Kushner, who is assigned to deal with the issue of brokering a workable solution between Israel and Palestine, fielded questions from CNN anchor Van Jones at the network’s Citizen by CNN conference Monday.
Jones noted that there is vast incredulity about Saudi Arabia’s version of events in the death of Khashoggi, who was living in Virginia and writing columns for The Washington Post.
“Do you believe the Saudis’ account of what happened?” asked Jones. “There was a fist fight and then the guy died and they forgot to call the ambulance and instead called the bone saw person. Does that strike you as credible?”
Kushner hedged: “I’d say that right now, we’re more in a fact-finding phase…determining which facts are credible and after that, the president and the Secretary of State will make a determination about what is credible.”
But he added, “We have to be able to work with our allies and Saudi Arabia is a very strong ally.”
The country did not suffer consequences after 9/11 despite the fact that a majority of the hijackers — and Osama bin Laden — were Saudi. And it remains to be seen what if anything will happen this time. On Monday, CNN obtained surveillance video recorded by Turkish law enforcement that shows a Saudi agent “body double” walking out of the consulate wearing Khashoggi’s clothes. The attempted ruse appears designed to bolster Saudi’s initial claims that Khashoggi left the building on his own accord. It also points to a planned coverup, despite the glaring inconsistencies, namely that the agent was wearing different shoes.
“The Middle East is a rough place,” Kushner reasoned to Jones, speaking before the video was released. “It’s been a rough place for a very long time.”
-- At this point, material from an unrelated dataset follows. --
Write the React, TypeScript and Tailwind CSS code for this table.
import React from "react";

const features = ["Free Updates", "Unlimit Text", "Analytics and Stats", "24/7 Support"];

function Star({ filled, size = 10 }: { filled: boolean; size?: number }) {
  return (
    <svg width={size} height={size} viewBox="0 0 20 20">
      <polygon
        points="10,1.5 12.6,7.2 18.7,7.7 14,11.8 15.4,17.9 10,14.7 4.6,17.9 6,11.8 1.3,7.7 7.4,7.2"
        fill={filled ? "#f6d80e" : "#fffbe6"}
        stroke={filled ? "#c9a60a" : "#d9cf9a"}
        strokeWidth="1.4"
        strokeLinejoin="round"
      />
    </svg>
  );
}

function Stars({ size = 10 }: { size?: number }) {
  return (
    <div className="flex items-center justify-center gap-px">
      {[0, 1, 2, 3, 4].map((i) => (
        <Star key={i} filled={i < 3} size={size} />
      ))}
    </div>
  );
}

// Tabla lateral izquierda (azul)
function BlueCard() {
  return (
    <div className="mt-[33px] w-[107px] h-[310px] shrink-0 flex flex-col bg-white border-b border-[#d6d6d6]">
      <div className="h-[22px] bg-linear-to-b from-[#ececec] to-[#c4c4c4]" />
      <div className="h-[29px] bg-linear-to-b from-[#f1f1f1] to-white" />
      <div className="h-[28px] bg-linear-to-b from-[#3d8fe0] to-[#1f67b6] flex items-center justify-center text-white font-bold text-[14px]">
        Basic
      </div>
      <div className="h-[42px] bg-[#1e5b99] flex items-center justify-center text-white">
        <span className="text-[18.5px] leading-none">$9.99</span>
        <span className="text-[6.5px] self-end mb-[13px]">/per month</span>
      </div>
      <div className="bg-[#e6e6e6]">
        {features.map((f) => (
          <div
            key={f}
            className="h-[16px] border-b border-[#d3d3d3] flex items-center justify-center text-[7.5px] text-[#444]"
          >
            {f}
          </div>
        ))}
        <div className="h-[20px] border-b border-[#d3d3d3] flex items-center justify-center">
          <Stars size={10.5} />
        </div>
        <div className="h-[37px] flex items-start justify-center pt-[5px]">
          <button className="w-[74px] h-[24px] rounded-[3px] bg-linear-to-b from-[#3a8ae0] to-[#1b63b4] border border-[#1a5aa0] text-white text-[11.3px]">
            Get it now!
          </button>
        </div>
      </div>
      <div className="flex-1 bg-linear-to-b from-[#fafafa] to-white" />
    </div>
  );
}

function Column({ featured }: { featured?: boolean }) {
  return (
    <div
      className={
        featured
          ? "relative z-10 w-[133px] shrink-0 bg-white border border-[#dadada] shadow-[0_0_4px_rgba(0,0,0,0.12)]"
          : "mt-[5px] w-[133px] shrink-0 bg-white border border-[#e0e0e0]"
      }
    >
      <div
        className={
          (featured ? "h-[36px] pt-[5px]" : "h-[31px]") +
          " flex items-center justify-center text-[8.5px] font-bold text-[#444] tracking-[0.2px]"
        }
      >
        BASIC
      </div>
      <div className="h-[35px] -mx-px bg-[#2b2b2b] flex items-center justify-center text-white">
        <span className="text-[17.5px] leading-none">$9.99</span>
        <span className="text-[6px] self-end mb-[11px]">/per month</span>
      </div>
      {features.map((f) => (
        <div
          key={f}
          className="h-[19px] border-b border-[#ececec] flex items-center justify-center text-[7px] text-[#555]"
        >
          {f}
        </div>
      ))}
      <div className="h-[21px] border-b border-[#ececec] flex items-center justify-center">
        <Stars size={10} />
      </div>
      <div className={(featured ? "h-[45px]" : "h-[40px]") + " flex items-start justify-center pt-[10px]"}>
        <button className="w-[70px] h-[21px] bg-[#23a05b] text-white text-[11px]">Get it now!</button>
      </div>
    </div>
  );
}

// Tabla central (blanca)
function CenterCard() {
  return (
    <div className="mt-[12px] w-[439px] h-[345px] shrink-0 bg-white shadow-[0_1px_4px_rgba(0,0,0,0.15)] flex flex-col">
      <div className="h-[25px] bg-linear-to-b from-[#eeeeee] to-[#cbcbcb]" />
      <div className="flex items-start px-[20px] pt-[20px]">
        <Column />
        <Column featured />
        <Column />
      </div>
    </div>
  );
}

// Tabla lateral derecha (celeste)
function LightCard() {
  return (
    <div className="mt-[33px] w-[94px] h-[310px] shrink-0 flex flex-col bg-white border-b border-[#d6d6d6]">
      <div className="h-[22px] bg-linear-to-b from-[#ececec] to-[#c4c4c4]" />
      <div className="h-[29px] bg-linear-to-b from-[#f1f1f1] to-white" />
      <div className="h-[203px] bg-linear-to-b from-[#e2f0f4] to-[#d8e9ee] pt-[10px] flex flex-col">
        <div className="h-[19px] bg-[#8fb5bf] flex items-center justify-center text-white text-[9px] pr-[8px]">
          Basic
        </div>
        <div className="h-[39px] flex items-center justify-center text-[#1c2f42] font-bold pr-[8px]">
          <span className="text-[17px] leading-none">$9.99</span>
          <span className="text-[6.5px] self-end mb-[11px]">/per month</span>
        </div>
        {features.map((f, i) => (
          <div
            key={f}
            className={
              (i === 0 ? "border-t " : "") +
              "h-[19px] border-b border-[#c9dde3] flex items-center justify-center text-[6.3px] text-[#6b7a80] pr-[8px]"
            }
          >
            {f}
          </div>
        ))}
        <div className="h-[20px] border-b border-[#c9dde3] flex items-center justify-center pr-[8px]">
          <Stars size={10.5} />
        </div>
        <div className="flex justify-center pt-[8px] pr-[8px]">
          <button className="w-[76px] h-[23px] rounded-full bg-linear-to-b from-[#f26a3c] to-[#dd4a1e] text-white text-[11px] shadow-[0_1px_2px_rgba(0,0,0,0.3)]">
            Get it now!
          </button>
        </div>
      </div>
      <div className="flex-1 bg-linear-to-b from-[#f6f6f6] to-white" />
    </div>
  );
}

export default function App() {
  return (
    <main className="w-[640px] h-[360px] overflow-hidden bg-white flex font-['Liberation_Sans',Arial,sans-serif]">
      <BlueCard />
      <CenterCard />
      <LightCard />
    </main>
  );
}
Khashoggi’s death has created a foreign policy crisis for the Trump administration, which is relying on Saudi Arabia and Crown Prince Mohammed bin Salman in its campaign against Iran (and also to buy billions of dollars in arms and weapons). It has also complicated the crown prince’s efforts to court alliances in Silicon Valley and Hollywood. Ari Emanuel’s Endeavor has extricated itself from a $400 million investment from the Saudis. And virtually all of the Western participants have dropped out of the Future Investment Initiative in Riyadh, the Saudi capital.
Uber’s chief executive Dara Khosrowshahi was the first to pull out. And on Oct. 15, he was joined by Ford Motor company’s Bill Ford, Blackstone Group’s Stephen A Schwarzman, BlackRock’s Laurence D. Fink and JP Morgan Chase chief Jamie Dimon.
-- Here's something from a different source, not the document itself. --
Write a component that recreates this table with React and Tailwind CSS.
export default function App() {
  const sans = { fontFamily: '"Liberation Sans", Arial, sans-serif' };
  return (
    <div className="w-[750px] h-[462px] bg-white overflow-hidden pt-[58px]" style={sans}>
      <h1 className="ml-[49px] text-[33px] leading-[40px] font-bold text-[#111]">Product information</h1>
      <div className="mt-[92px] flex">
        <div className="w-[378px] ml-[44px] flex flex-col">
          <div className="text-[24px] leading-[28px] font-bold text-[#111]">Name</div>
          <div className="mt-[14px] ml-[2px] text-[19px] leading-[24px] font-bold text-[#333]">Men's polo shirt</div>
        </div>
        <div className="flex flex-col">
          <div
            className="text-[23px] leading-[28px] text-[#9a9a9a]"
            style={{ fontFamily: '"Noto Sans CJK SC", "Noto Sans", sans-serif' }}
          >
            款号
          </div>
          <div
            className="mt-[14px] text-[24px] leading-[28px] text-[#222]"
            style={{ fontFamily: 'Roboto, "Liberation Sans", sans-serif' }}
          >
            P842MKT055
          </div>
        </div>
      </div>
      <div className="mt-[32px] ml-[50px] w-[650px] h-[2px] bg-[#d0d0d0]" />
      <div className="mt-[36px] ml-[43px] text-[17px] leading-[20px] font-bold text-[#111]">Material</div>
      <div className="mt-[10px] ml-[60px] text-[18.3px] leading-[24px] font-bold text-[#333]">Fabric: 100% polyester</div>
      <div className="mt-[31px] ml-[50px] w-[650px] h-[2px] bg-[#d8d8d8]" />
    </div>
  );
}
The conference — dubbed “Davos in the Desert” — has also lost virtually all of its U.S. media partners, including CNBC, The New York Times, Bloomberg, The Los Angeles Times, The Financial Times, The Economist, CNN and Fox Business Network.
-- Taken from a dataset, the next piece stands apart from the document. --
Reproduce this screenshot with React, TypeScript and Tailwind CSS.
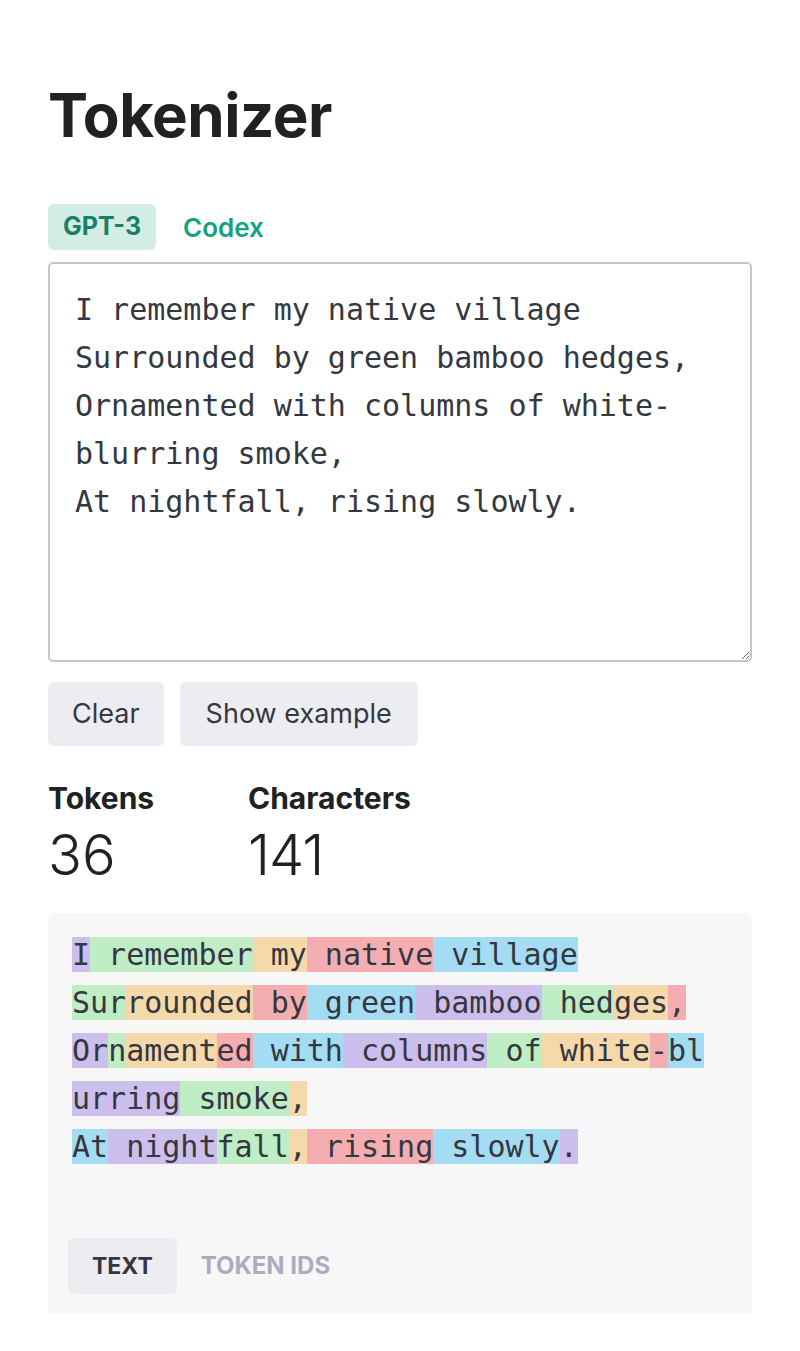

Jones and Kushner were the first session of the day at CNN’s political forum in New York. And their differences on policy are stark; CNN chief Jeff Zucker introduced the duo as the “political odd couple.” The session was ostensibly billed as a discussion on prison reform, which is among the issues in which Kushner has taken an interest. It is perhaps the one issue the two men can agree on. And Jones asked Kushner if the president actually cares about prison reform, given Trump’s general demeanor toward marginalized groups.
“This is an issue that’s really hit his heart,” Kushner claimed, referring to the president.
Jones did not ask Kushner about the president’s statements about race, which would seem to be a relevant avenue of discussion given the high rates of incarceration of African-American men. And Jones thanked Kushner for participating, given their disagreement on almost every political issue. But he did offer that he cannot wait for the Trump administration to be over.
Oct. 22, 9 a.m. Updated with CNN surveillance video.